Ancak küresel çapta yeni yapılanmaların, geçmişte “iki kutuplu dünya” dönemindeki kadar keskin ayrışmalar oluşturduğu söylenemez. Yeni dönemde birçok ülke belli bir cephede durup diğer cephenin karşısına geçmek yerine her iki tarafla da ilişkilerini muhafaza ederek denge politikası izlemeyi tercih ediyor. Türkiye, Mısır, BAE, Güney Afrika başta olmak üzere birçok ülke hakkında bunu söylemek mümkündür. Bu tutum biraz da mevcut küresel sistemle, özellikle ekonomik alanda yeni dönemde devletlerin siyasi sistemleri kadar, holdinglerin etki gücüyle ilişkilidir. Yeni dönemde sermayenin gücünün politik iradenin gücüne galip gelme eğiliminde olması siyasi sistemleri bu şekilde bir denge politikası izlemeye zorluyor. Anlaşıldığı kadarıyla yeni küresel yapılanmada holdingler de kendi aralarında bir güç birliği oluşturmak suretiyle siyasi sistemleri perde arkasından yönlendirebilecek bir derin güç olma temayülü taşıyorlar.

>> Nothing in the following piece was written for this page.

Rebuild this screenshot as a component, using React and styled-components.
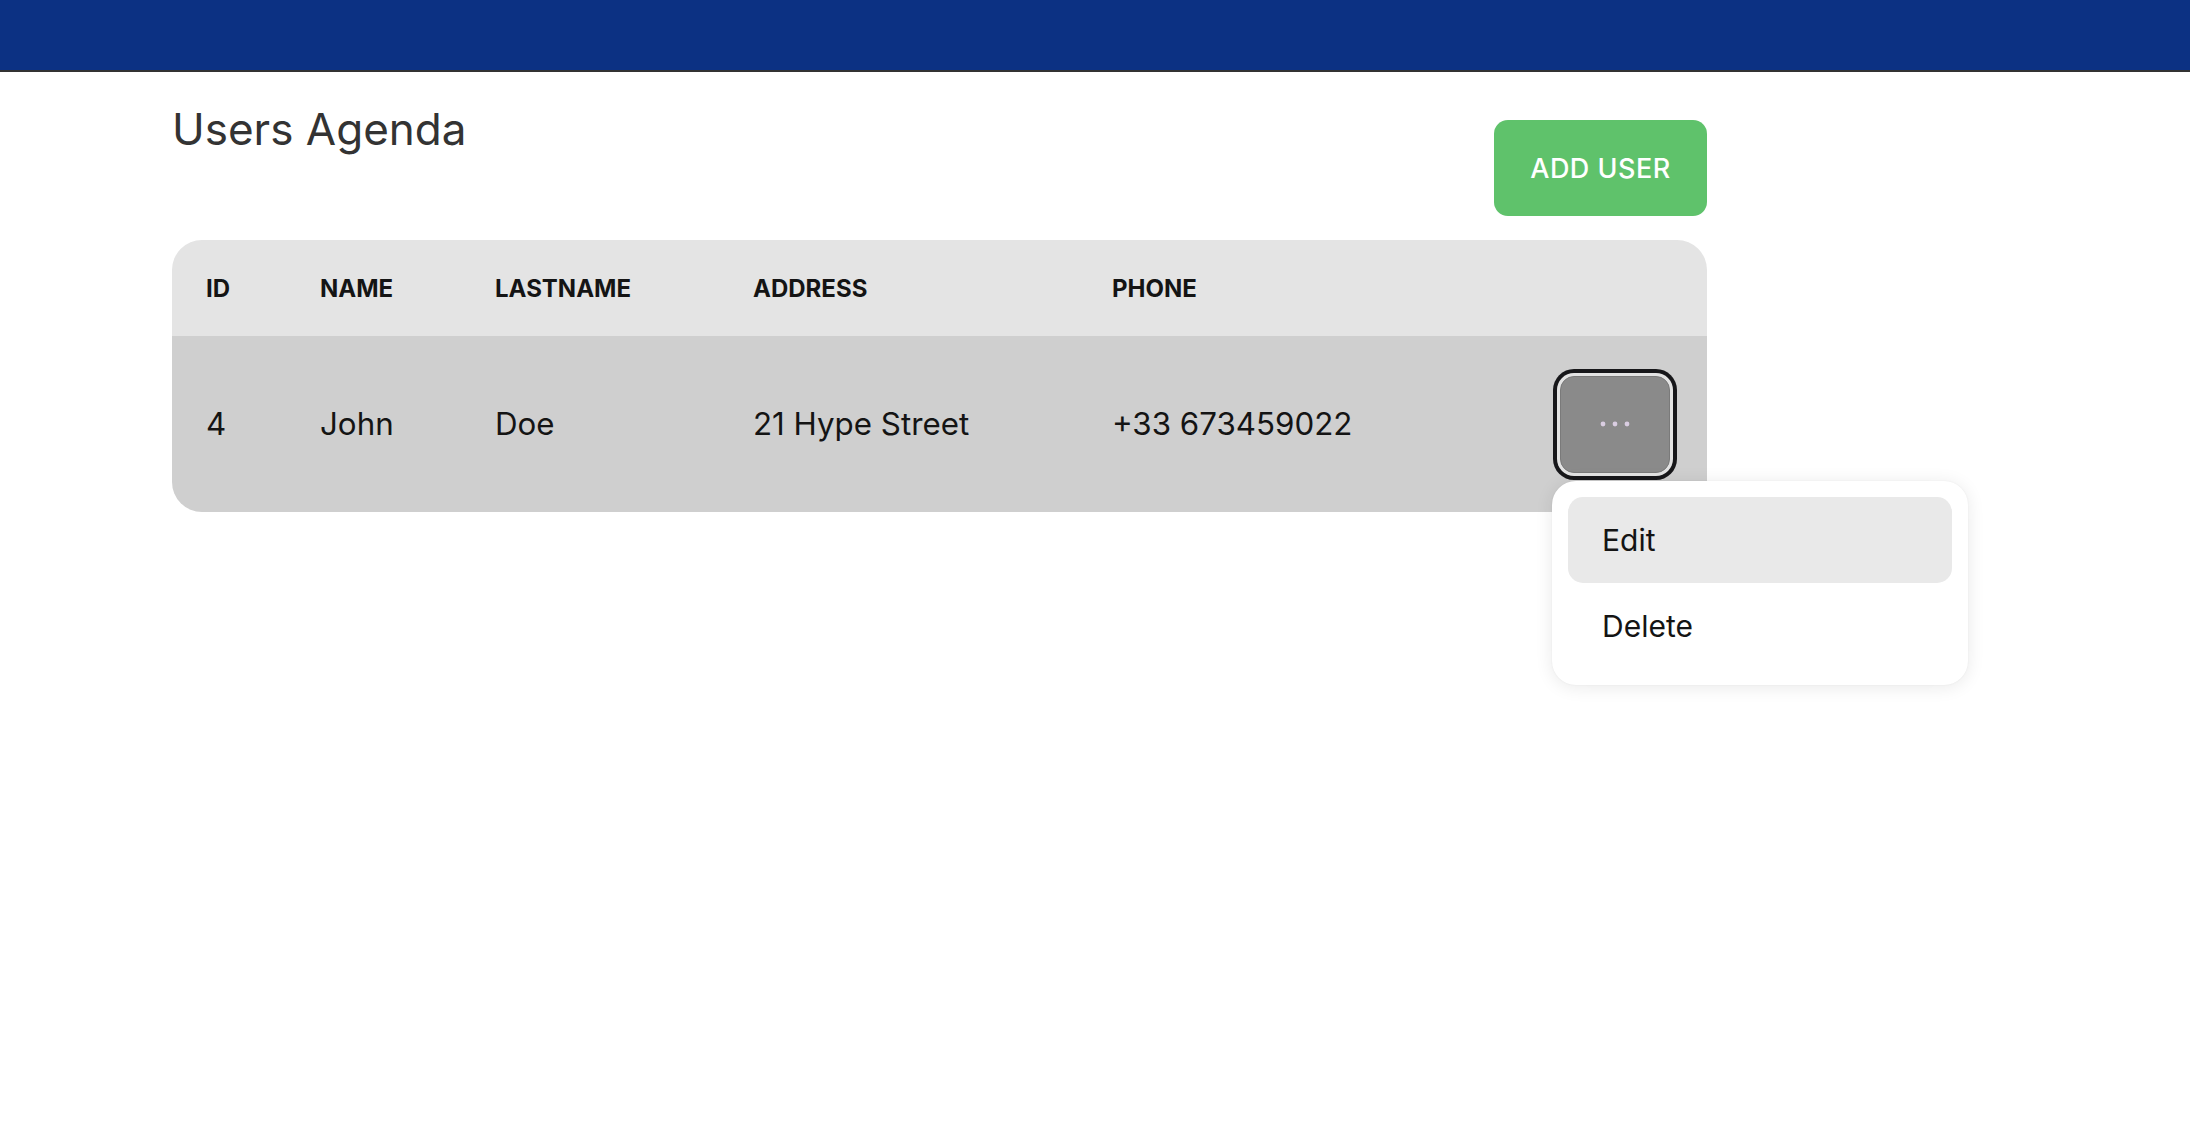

15. Zirvesini 2023’ün Ağustos ayında Güney Afrika’nın Johannesburg şehrinde gerçekleştiren BRICS, 16. Zirvesini de 20-24 Ekim 2024 tarihlerinde Rusya’nın Kazan şehrinde gerçekleştirdi. Zirveye üye ülkelerin liderlerinin yanı sıra üyelik talebinde bulunan ülkelerin liderleri de iştirak etti.
Zirve’deki görüşmelerin ardından yayınlanan Kazan Bildirisi’nde siyonist işgal rejiminin Filistin’deki katliamlarına değinildi ve acil olarak kapsamlı ateşkes gerçekleştirilmesi talep edildi. Bu, yerinde bir talepti. Ama Ukrayna’yı işgal ederek orada katliamlar gerçekleştiren Rusya’nın, Doğu Türkistan’ı yıllardan beri işgal altında tutan ve bölge halkına yönelik korkunç zulümlerine devam eden Çin’in, Keşmir’deki işgalini sürdürürken ülkenin diğer bölgelerindeki Müslümanları da ırkçı tasfiye politikasıyla göçe zorlayan Hindistan’ın siyonist işgal rejimine ve onun arkasında duran ABD’ye “tencere dibin kara!” demesi ne kadar inandırıcı ve gerçekçi olabilir.
Bildiride BRICS ülkelerinin uluslararası sistemi daha adil hale getirmeyi amaçladıkları da ifade edildi. Bunu saydığımız ülkelerden bekleyebilir miyiz? Çok bekleriz!